(Web page code records)
═══
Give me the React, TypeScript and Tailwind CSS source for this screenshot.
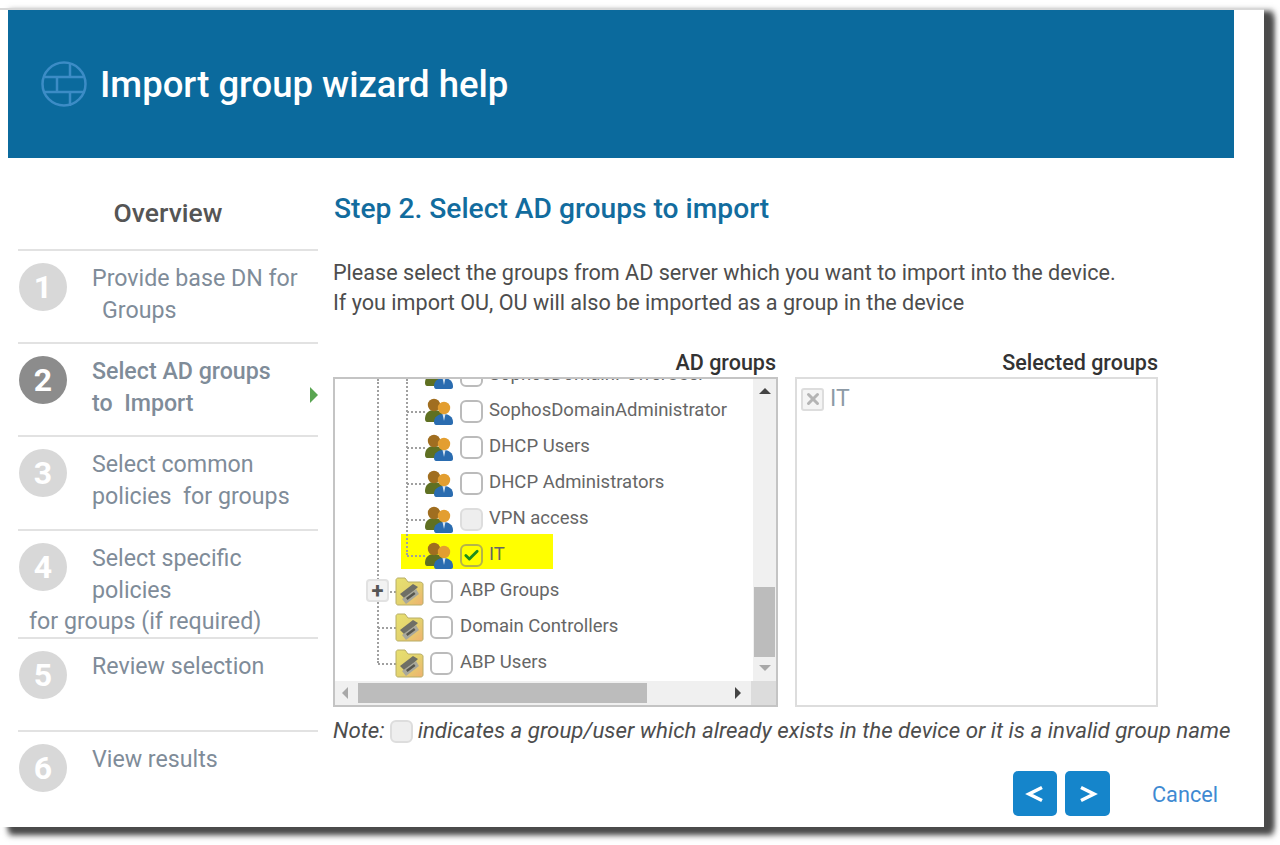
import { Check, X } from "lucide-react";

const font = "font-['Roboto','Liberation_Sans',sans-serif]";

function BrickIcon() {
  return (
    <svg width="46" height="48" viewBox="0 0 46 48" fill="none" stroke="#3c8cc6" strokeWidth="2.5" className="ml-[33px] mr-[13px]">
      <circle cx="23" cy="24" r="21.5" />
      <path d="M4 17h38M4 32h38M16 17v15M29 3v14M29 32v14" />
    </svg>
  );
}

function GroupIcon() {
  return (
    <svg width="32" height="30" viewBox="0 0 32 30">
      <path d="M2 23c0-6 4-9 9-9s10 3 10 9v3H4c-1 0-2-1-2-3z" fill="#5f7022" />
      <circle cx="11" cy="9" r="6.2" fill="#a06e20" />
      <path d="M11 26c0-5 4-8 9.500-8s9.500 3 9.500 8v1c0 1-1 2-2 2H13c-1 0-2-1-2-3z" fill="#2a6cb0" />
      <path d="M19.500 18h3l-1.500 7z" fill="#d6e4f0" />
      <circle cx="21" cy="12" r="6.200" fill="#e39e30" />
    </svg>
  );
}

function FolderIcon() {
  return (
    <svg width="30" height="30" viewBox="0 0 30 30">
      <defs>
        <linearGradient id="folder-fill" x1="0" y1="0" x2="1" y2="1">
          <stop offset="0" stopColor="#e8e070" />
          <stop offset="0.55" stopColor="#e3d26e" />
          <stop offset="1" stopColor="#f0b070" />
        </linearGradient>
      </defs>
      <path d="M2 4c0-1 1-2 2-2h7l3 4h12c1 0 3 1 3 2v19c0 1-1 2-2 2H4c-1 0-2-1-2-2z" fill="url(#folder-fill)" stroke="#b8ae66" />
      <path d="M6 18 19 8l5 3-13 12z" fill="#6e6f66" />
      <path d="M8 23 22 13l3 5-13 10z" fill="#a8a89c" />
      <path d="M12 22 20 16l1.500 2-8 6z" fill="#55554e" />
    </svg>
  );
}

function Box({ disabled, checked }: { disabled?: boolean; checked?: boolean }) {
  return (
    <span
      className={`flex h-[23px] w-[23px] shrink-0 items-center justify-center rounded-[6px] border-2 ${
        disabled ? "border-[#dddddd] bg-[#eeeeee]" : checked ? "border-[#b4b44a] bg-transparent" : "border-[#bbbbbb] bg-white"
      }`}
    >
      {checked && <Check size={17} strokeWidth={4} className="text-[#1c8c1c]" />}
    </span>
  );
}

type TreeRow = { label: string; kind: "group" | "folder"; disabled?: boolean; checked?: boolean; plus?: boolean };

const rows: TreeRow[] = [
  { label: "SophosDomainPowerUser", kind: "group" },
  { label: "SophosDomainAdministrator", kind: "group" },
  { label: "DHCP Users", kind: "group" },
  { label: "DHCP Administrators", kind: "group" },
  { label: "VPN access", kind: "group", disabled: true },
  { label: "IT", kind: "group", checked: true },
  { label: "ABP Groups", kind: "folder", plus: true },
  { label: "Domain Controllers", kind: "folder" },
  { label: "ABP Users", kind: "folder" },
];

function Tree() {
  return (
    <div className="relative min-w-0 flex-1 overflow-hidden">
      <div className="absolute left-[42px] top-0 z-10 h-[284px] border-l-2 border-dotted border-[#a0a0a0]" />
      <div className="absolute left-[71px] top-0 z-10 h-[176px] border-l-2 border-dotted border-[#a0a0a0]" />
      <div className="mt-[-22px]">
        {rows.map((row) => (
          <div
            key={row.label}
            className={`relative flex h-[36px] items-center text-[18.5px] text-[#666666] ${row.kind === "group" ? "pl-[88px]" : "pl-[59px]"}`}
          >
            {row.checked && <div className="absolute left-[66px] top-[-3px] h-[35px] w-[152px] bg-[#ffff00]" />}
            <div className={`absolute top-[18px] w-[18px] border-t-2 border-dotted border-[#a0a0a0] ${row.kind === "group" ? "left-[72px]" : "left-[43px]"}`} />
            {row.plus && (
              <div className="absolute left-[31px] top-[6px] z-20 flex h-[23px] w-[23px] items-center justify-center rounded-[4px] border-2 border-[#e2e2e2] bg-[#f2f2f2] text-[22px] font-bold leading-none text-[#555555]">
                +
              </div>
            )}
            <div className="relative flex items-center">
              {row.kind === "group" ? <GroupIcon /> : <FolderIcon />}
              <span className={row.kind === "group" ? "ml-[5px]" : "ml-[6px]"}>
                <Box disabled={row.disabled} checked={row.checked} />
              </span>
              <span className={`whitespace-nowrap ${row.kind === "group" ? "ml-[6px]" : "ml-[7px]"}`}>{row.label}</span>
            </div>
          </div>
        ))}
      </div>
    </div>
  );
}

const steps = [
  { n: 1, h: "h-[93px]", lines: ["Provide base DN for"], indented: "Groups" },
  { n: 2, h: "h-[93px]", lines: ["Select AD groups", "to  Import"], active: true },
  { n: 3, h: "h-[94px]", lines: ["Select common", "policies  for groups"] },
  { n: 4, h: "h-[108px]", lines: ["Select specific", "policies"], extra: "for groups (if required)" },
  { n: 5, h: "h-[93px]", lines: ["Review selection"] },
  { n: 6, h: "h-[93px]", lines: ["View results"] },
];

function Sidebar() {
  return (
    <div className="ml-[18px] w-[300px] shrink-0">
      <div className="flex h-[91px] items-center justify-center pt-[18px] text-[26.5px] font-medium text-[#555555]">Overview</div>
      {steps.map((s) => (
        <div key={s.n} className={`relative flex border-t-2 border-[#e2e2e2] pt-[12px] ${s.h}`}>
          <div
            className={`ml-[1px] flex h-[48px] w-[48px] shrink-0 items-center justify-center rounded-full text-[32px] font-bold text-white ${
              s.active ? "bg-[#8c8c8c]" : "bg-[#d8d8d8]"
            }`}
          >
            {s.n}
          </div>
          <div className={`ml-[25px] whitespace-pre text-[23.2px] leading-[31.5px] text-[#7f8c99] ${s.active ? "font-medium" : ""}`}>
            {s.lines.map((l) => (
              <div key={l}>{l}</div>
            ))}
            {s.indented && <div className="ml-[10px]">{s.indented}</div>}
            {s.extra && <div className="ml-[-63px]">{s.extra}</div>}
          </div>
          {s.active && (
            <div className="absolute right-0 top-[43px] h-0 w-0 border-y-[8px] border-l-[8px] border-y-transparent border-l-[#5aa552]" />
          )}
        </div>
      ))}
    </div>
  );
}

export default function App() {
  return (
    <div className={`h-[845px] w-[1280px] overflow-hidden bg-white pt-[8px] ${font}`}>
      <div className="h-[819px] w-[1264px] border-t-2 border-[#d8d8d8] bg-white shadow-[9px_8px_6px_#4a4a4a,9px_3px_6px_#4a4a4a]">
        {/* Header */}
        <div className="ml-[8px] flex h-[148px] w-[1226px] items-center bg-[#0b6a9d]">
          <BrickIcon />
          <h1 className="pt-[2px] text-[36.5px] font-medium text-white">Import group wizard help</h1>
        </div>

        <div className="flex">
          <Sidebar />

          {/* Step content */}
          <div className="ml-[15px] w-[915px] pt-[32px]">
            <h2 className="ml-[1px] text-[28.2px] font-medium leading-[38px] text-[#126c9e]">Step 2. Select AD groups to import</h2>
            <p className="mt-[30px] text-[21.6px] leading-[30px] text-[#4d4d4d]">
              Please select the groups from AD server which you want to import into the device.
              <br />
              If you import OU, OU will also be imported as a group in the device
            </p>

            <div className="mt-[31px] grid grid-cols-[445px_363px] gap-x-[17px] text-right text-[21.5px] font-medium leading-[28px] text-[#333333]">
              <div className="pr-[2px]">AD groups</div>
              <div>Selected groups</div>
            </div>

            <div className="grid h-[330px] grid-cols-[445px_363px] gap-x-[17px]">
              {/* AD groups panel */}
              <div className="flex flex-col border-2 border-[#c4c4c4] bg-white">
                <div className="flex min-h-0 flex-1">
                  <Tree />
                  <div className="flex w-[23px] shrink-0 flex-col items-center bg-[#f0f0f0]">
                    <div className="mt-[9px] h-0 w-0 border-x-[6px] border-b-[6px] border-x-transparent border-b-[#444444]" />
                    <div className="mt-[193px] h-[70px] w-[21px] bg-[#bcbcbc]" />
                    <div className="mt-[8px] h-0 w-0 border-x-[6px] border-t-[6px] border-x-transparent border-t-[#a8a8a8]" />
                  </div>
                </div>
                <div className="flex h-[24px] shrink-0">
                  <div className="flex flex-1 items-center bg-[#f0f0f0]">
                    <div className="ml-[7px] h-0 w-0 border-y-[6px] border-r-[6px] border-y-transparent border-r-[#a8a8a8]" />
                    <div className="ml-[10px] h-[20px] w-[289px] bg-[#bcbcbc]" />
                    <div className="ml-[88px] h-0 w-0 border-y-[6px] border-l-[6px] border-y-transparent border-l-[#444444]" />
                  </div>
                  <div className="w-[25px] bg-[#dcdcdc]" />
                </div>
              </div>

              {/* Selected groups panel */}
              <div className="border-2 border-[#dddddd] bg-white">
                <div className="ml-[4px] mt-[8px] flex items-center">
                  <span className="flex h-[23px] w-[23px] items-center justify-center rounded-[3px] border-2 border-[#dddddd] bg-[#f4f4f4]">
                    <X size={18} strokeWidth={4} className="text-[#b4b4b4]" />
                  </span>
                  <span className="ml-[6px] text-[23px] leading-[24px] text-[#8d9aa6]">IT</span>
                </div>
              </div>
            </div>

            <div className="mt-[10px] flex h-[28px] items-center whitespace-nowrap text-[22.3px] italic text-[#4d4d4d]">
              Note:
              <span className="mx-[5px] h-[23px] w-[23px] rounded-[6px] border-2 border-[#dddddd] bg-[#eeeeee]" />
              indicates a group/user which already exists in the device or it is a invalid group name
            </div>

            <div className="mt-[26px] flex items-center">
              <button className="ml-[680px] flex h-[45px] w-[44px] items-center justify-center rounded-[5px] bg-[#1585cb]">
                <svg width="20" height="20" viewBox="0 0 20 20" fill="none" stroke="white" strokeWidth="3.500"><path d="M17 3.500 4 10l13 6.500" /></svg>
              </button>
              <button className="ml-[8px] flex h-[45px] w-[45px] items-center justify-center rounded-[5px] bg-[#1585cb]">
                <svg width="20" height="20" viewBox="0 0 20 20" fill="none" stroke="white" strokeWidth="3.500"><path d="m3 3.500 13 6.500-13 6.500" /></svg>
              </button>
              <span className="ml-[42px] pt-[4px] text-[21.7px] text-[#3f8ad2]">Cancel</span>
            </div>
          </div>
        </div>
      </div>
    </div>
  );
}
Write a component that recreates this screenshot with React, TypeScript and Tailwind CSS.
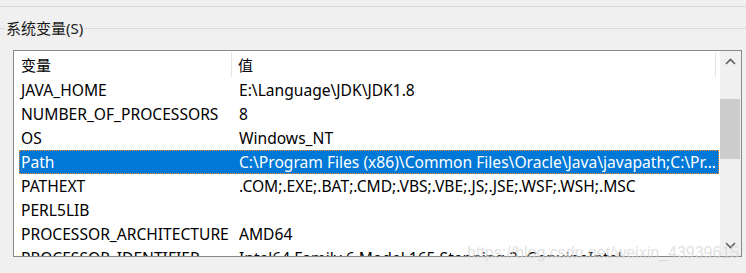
═══
Problem =
Display every line of the listing that contains the string "this".

Answer to the problem =
Give me the React, TypeScript and Tailwind CSS source for this screenshot.
Write a component that recreates this screenshot with React, TypeScript and Tailwind CSS.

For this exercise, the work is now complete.